I have been assuming that "young persons" means those under 18. But the Amendment does not define the expression, and I think that defining it would create real difficulties, for there are very genuine differences of view about what the definition should be. Some say it should be those under 18. On the other hand, the Opposition Amendments in Committee in another place sought to ensure that the local education authorities would provide the service to everyone up to the age of 19. The Expenditure Committee, in its recent report on the youth employment service, recommended the age of 21. I might add that the E.E.C. programme for the exchange of young workers defines them as "aged as a general rule between 18 and 30 years". This illustrates, I think, the difficulties of defining this expression in the Amendment—and it would be essential to define it as the Amendment lays a duty on the Commission. At this very late stage of the Bill we just cannot embark on an attempt to define "young persons", and without such a definition I do not see how the Amendment could stand. Apart from that very important objection, I suggest to your Lordships that we should refrain from writing a duty of this kind into the Bill but rather should rely on the good sense and co-operation of the Commission and of the local education authorities, backed up if necessary in the last resort, as I have said earlier, by the Secretary of State's reserve powers of direction and of guidance.
I am very glad that I can give an absolute assurance that it is the Secretary of State's intention that the Commission should not in general set out to deal with those who have recently left school and 1389 have not yet entered employment, but should advise them to go to the local education authority careers service. As I said, the same applies to those who have fallen out of employment since leaving school. We are entirely in sympathy with encouraging young people to use the local education authority service, but we do not think it would necessarily be in their best interest that they should do so in every case. For that reason, and for two others, namely, that the Amendment does not define what is meant by "young persons" and that there are likely to be strong differences of opinion as to what that definition should be, I urge my noble friends not to press the Amendment at this stage of the Bill.
§ LORD DIAMOND
My Lords, your Lordships' House will be indebted to the noble Lord, Lord Coleraine, who speaks with such authority and experience, for having raised this matter yet again and obtained from the Government what I think is the clearest undertaking we have had so far—a very valuable undertaking and well worth the exercise and the trouble to which the noble Lord, Lord Coleraine, has been put. Frankly, I must say to the Government that some of the anxieties which have been expressed to me, and possibly to the noble Lord, Lord Coleraine, as well, arise from statements made on behalf of the Government in another place which were not at all clear, statements which at first indicated a likelihood of non-interference—let me put it at that as a minimum—and then seemed to withdraw somewhat from that. Therefore the anxieties were due in part not to the wording of the Bill but to the interpretation which has been put upon it by statements made in another place as to the way in which the Government conceived that the Bill should be operated.
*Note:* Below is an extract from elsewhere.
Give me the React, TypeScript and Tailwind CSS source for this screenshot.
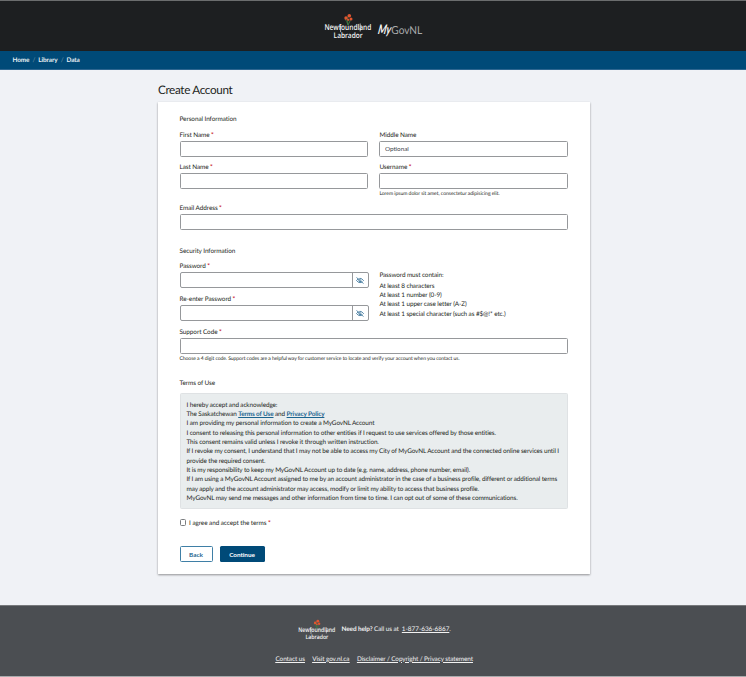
import type { ReactNode } from 'react'

function Wordmark({ className }: { className: string }) {
  return (
    <svg viewBox="0 0 50 28" className={className} fontFamily="'Open Sans', sans-serif" fill="#f4f4f4" overflow="visible">
      <path d="M26 12 Q25 7 26.2 3 M26 12 Q25 8 23 6 M26 12 Q28 9 28.5 6" stroke="#3f7a45" strokeWidth="0.9" fill="none" />
      <g fill="#e2552f">
        <circle cx="24" cy="5" r="1.7" />
        <circle cx="27.3" cy="2.8" r="1.8" />
        <circle cx="29" cy="6" r="1.5" />
        <circle cx="26.2" cy="6.8" r="1.1" />
      </g>
      <path d="M18.6 12.5 V19.2 M38.2 10.5 V18.4" stroke="#f4f4f4" strokeWidth="0.7" />
      <text x="2.4" y="16.8" fontSize="8" fontWeight="600" textLength="47" lengthAdjust="spacingAndGlyphs">Newfoundland</text>
      <text x="11.6" y="24.9" fontSize="7.6" fontWeight="600" textLength="29" lengthAdjust="spacingAndGlyphs">Labrador</text>
    </svg>
  )
}

function Label({ children, required }: { children: ReactNode; required?: boolean }) {
  return (
    <div className="h-[10px] whitespace-nowrap text-[6.4px] leading-[11.4px] tracking-[-0.07px]">
      {children}
      {required && <span className="font-bold text-[#c8202f]"> *</span>}
    </div>
  )
}

function Field({ label, required, placeholder }: { label: string; required?: boolean; placeholder?: string }) {
  return (
    <div>
      <Label required={required}>{label}</Label>
      <input
        placeholder={placeholder}
        className="mt-[1px] block h-4 w-full rounded-[1.5px] border border-[#96989b] bg-white px-[4.5px] text-[6.4px] tracking-[-0.05px] placeholder:text-[#40464c]"
      />
    </div>
  )
}

function EyeSlash() {
  return (
    <svg viewBox="0 0 16 14" className="h-[7px] w-[8px]" fill="none" stroke="#24648f" strokeWidth="1.5">
      <path d="M1 7 Q4.2 2.6 8 2.6 T15 7 Q11.8 11.4 8 11.4 T1 7Z" />
      <circle cx="8" cy="7" r="2.4" />
      <path d="M2.2 0 L16 12" stroke="#ffffff" />
      <path d="M1 1 L15 13" />
    </svg>
  )
}

function PasswordField({ label }: { label: string }) {
  return (
    <div>
      <Label required>{label}</Label>
      <div className="mt-[1px] flex h-4 w-[189px] rounded-[2px] border border-[#96989b]">
        <input type="password" className="min-w-0 flex-1" />
        <button type="button" className="flex w-4 items-center justify-center border-l border-[#96989b]">
          <EyeSlash />
        </button>
      </div>
    </div>
  )
}

const link = 'font-bold text-[#1b648f] underline'

export default function App() {
  return (
    <div className="flex h-[677px] w-[746px] flex-col overflow-hidden border-b border-[#a9abad] bg-[#f0f2f6] font-['Lato',sans-serif] text-[6.22px] text-[#1c1f22] [text-rendering:geometricPrecision]">
      <header className="flex h-[51px] shrink-0 justify-center border-t border-[#6b6d6e] bg-[#1d1f21] pt-[12px]">
        <Wordmark className="h-7 w-[50px]" />
        <svg viewBox="0 0 48 20" className="ml-[4px] mt-[7px] h-5 w-12 overflow-visible">
          <g transform="skewX(-10)">
            <text x="4" y="14.3" fontFamily="Lato" fontSize="13" fontWeight="700" fontStyle="italic" fill="#f5f5f5" textLength="13" lengthAdjust="spacingAndGlyphs">My</text>
          </g>
          <text x="15.3" y="14.3" fontFamily="Lato" fontSize="11" fill="#a9abad" textLength="31" lengthAdjust="spacingAndGlyphs">GovNL</text>
        </svg>
      </header>
      <nav className="flex h-[19px] shrink-0 items-center gap-[3px] border-b border-[#2e6690] bg-[#004a78] pl-[12.4px] pt-[2.6px] text-[6.4px] font-bold tracking-[-0.07px] text-[#e9f0f4]">
        <span>Home</span>
        <span className="font-normal text-[#7e99aa]">/</span>
        <span>Library</span>
        <span className="font-normal text-[#7e99aa]">/</span>
        <span>Data</span>
      </nav>
      <main className="ml-[158px] w-[431.5px] flex-1">
        <h1 className="mt-[12px] h-[16px] text-[11.7px] leading-[16px] tracking-[-0.34px]">Create Account</h1>
        <form className="mt-[3.5px] flex h-[472.5px] flex-col bg-white px-[21.5px] pt-[12.5px] shadow-[0_1px_2px_rgba(0,0,0,0.4)]">
          <Label>Personal Information</Label>
          <div className="mt-[5.5px] grid grid-cols-2 gap-x-[11.3px] gap-y-[5.7px]">
            <Field label="First Name" required />
            <Field label="Middle Name" placeholder="Optional" />
            <Field label="Last Name" required />
            <div>
              <Field label="Username" required />
              <p className="h-[10px] text-[5.1px] leading-[11px] tracking-[-0.055px]">Lorem ipsum dolor sit amet, consectetur adipisicing elit.</p>
            </div>
          </div>
          <div className="mt-[4.3px]">
            <Field label="Email Address" required />
          </div>
          <div className="mt-[15.5px]">
            <Label>Security Information</Label>
          </div>
          <div className="mt-[5.5px] grid grid-cols-2 gap-x-[11.3px]">
            <div className="flex flex-col gap-[5.7px]">
              <PasswordField label="Password" />
              <PasswordField label="Re-enter Password" />
            </div>
            <div className="pt-[9.2px] text-[6.4px] leading-[9.33px] tracking-[-0.1px]">
              <p>Password must contain:</p>
              <ul className="mt-[1.8px]">
                <li>At least 8 characters</li>
                <li>At least 1 number (0-9)</li>
                <li>At least 1 upper case letter (A-Z)</li>
                <li>At least 1 special character (such as #$@!* etc.)</li>
              </ul>
            </div>
          </div>
          <div className="mt-[5.8px]">
            <Field label="Support Code" required />
            <p className="h-[10px] text-[5.1px] leading-[10.6px] tracking-[-0.088px]">
              Choose a 4 digit code. Support codes are a helpful way for customer service to locate and verify your account when you contact us.
            </p>
          </div>
          <div className="mt-[14px]">
            <Label>Terms of Use</Label>
          </div>
          <div className="mt-[5.5px] h-[116px] shrink-0 whitespace-nowrap rounded-[1.5px] border border-[#dfe2e4] bg-[#e9edee] pl-[6px] pt-[6.2px] text-[6.4px] leading-[9.33px] tracking-[-0.115px]">
            <p>I hereby accept and acknowledge:</p>
            <p>The Saskatchewan <a className={link}>Terms of Use</a> and <a className={link}>Privacy Policy</a></p>
            <p>I am providing my personal information to create a MyGovNL Account</p>
            <p>I consent to releasing this personal information to other entities if I request to use services offered by those entities.</p>
            <p>This consent remains valid unless I revoke it through written instruction.</p>
            <p>If I revoke my consent, I understand that I may not be able to access my City of MyGovNL Account and the connected online services until I<br />provide the required consent.</p>
            <p>It is my responsibility to keep my MyGovNL Account up to date (e.g. name, address, phone number, email).</p>
            <p>If I am using a MyGovNL Account assigned to me by an account administrator in the case of a business profile, different or additional terms<br />may apply and the account administrator may access, modify or limit my ability to access that business profile.</p>
            <p>MyGovNL may send me messages and other information from time to time. I can opt out of some of these communications.</p>
          </div>
          <label className="mt-[8.6px] flex h-[10px] items-center gap-[3px]">
            <span className="mb-[1px] size-[6.6px] rounded-[1.5px] border border-[#7b7e81] bg-white" />
            <Label required>I agree and accept the terms</Label>
          </label>
          <div className="mt-[18.4px] flex gap-[7px] text-[6.4px] font-bold">
            <button type="button" className="h-4 w-[33px] rounded-[1.5px] border border-[#3f7fa6] text-[#1b648f]">Back</button>
            <button type="button" className="h-4 w-[45px] rounded-[1.5px] bg-[#004a78] tracking-[-0.05px] text-white">Continue</button>
          </div>
        </form>
      </main>
      <footer className="h-[71px] shrink-0 border-t border-[#77797c] bg-[#4b4e52] text-[6.4px] tracking-[-0.08px] text-[#f2f2f2]">
        <div className="flex pl-[296px] pt-[13px]">
          <Wordmark className="h-[22px] w-[40px]" />
          <p className="ml-[5.5px] mt-[5.6px] leading-[10px]">
            <b>Need help?</b> Call us at <a className="ml-[1.5px] tracking-[-0.03px] underline">1-877-636-6867</a>.
          </p>
        </div>
        <div className="flex gap-[7.5px] pl-[275.5px] pt-[13.6px] leading-[10px] underline">
          <a>Contact us</a>
          <a>Visit gov.nl.ca</a>
          <a>Disclaimer / Copyright / Privacy statement</a>
        </div>
      </footer>
    </div>
  )
}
The noble Lord, Lord Drumalbyn, has now made a most important contribution. He has given the clearest of assurances—indeed, one could not use words more precise than those which the noble Lord, Lord Drumalbyn, has used. If I may underline it again, he has added of his own accord, on his responsibility, that this would include not only those who are at school but those who have left school, taken a job and fallen out of employment very early—I think those were the words which the noble Lord used. That, I think, is a very valuable addition; it is 1390 the way in which one hoped that this Bill would be operated and we all owe the noble Lord, Lord Coleraine, a great debt for what he has achieved.
§ LORD COLERAINE
My Lords, I should like to echo what the noble Lord, Lord Diamond, has said. I feel that what my noble friend Lord Drumalbyn has told us represents a real advance on the previous attitude of the Government, particularly in regard to what occurred in another place. I realise, too, that while he has met, effectively, I think, the purposes which I sought in moving the Amendment, the Amendment in its present form, as he pointed out, is impracticable. On both these grounds, therefore, that he has given us the reassurance we sought and that the Amendment in its present form is not entirely practicable, and as there is no time to make further Amendment, I would ask your Lordships' leave to withdraw the Amendment.
§ Amendment, by leave, withdrawn.
§ Schedule 2 [Modifications of Industrial Training Act 1964]:
§ 4.10 p.m.
LORD DRUMALBYN moved Amendment No. 2:
Page 26, line 10, after ("emoluments") insert ("and payments intended to be disbursed as emoluments which are").
The noble Lord said: My Lords, with the leave of the House, I would speak to Amendments Nos. 2, 3, 4, and 5 together. These Amendments are somewhat technical and are directed at a situation which is particularly likely to arise in relation to the construction industry, where part of the workforce of employers may be engaged by them through the agency of labour-only subcontracting firms. In such cases it ought to be possible, particularly in the construction industry, to impose a levy on the employer in such a way as to take into account not only what the employer pays members of his workforce who are directly under contract to him but also what he pays as remuneration in respect of those who are indirectly employed under labour-only sub-contract arrangements. It is therefore important that for the purpose of calculating the 1 per cent. ceiling on normal levy it should be
possible to take into account emoluments paid indirectly under such arrangements. If they were not taken into account, then because of this technicality, a large number of levy orders in the construction industry might technically impose a levy of over 1 per cent. on certain employers, if the 1 per cent. was calculated on the basis of direct employees of theirs alone without including labour-only sub-contractors. The present wording of the Bill would have this effect because of the reference to,
emoluments paid and payable by that employer to employees of his
in the new subsection 2A(d)(i) of the 1964 Act, on page 39, line 22 of the Bill. The purpose of these Amendments is to enable the 1 per cent. ceiling to be calculated not only by reference to emoluments paid to direct employees, but also to labour-only sub-contracting firms, as I have described. I beg to move.
§ LORD DIAMOND
My Lords, I only rise to say that this is a very familiar situation, and we are quite content.
§ On Question, Amendment agreed to.
Page 26, line 11, leave out ("employees of his") and insert ("or in respect of persons employed").—(Lord Drumalbyn.)
§ On Question, Amendment agreed to.
Page 39, line 22, after ("emoluments") insert ("and payments intended to be disbursed as emoluments which are").—(Lord Drumalbyn.)
§ On Question, Amendment agreed to.
Page 39, line 23, leave out ("employees of his") and insert ("or in respect of persons employed ").—(Lord Drumalbyn.)
§ On Question, Amendment agreed to.
§ Moved, That the Bill do now pass.— (Lord Drumalbyn.)
§ On Question, Bill passed, and returned to the Commons.